UNITED STATES

 

UNITED STATES
SECURITIES AND EXCHANGE COMMISSION
Washington, D.C. 20549

FORM 8-A/A

AMENDMENT NO. 6

FOR REGISTRATION OF CERTAIN CLASSES OF SECURITIES
PURSUANT TO SECTION 12(b) OR 12(g) OF THE
SECURITIES EXCHANGE ACT OF 1934

LEGG MASON, INC.

(Exact name of registrant as specified in its charter)

     

Maryland   

   

52-1200960

(State of Incorporation
or Organization)

 

(IRS Employer
Identification No.)

     

100 Light Street, Baltimore, Maryland

   

21202

(Address of principal executive offices)

 

(Zip Code)

 

Securities to be registered pursuant to Section 12(b) of the Act:

Title of each class
to be so registered

 

Name of each exchange on which
each class is to be registered

Common Stock, par value $.10 per share

 

New York Stock Exchange

   

If this form relates to the registration of a class of securities pursuant to Section 12(b) of the Exchange Act and is effective pursuant to General Instruction A.(c), check the following box. [X]

If this form relates to the registration of a class of securities pursuant to Section 12(g) of the Exchange Act and is effective pursuant to General Instruction A.(d), check the following box. [   ]

Securities Act registration statement file number to which this form relates: ______________ (if applicable)

Securities to be registered pursuant to Section 12(g) of the Act:

None 

(Title of Class)

 

 

This Registration Statement on Form 8-A/A amends and restates the Registration Statement on Form 8-A filed with the Securities and Exchange Commission by Legg Mason, Inc. (the "Company") on July 12, 1983, as amended, relating to the common stock of the Company.

     

Item 1.

Description of Registrant's Securities to be Registered.

         
 

Our authorized capital stock consists of 500,000,000 shares of common stock, par value $.10 per share, and 4,000,000 shares of preferred stock, par value $10.00 per share.
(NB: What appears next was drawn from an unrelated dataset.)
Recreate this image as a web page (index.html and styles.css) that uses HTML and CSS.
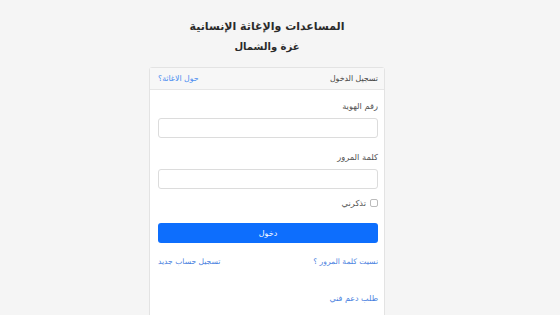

As of September 1, 2006, we had 131,375,920 shares of common stock and 9.390177 shares of preferred stock outstanding.

         

Common Stock

 
         
 

Holders of our common stock are entitled to:

         
   

  • one vote per share on matters to be voted upon by the stockholders;
   

  • receive dividends out of funds legally available for distribution when and if declared by our board of directors; and
   

  • share ratably in our assets legally available for distribution to our stockholders in the event of our liquidation, dissolution or winding up, after provisions for distributions to the holders of any preferred stock.
 

We may not pay any dividend (other than in shares of our common stock) or make any distributions of assets on shares of our common stock until cumulative dividends on any preferred stock then outstanding have been paid.

     
 

Holders of our common stock have no preemptive, subscription, redemption or conversion rights. The outstanding shares of our common stock are fully paid and nonassessable.

     
 

The holders of our common stock do not have cumulative voting rights. This means that holders of more than half of the shares can elect all of the directors and holders of the remaining shares will not be able to elect any directors. Our By-laws provide for a classified board of directors consisting of three classes with staggered three-year terms.

     

Transfer Agent

     
 

The transfer agent and registrar for our common stock is American Stock Transfer & Trust Company, Charlotte, North Carolina.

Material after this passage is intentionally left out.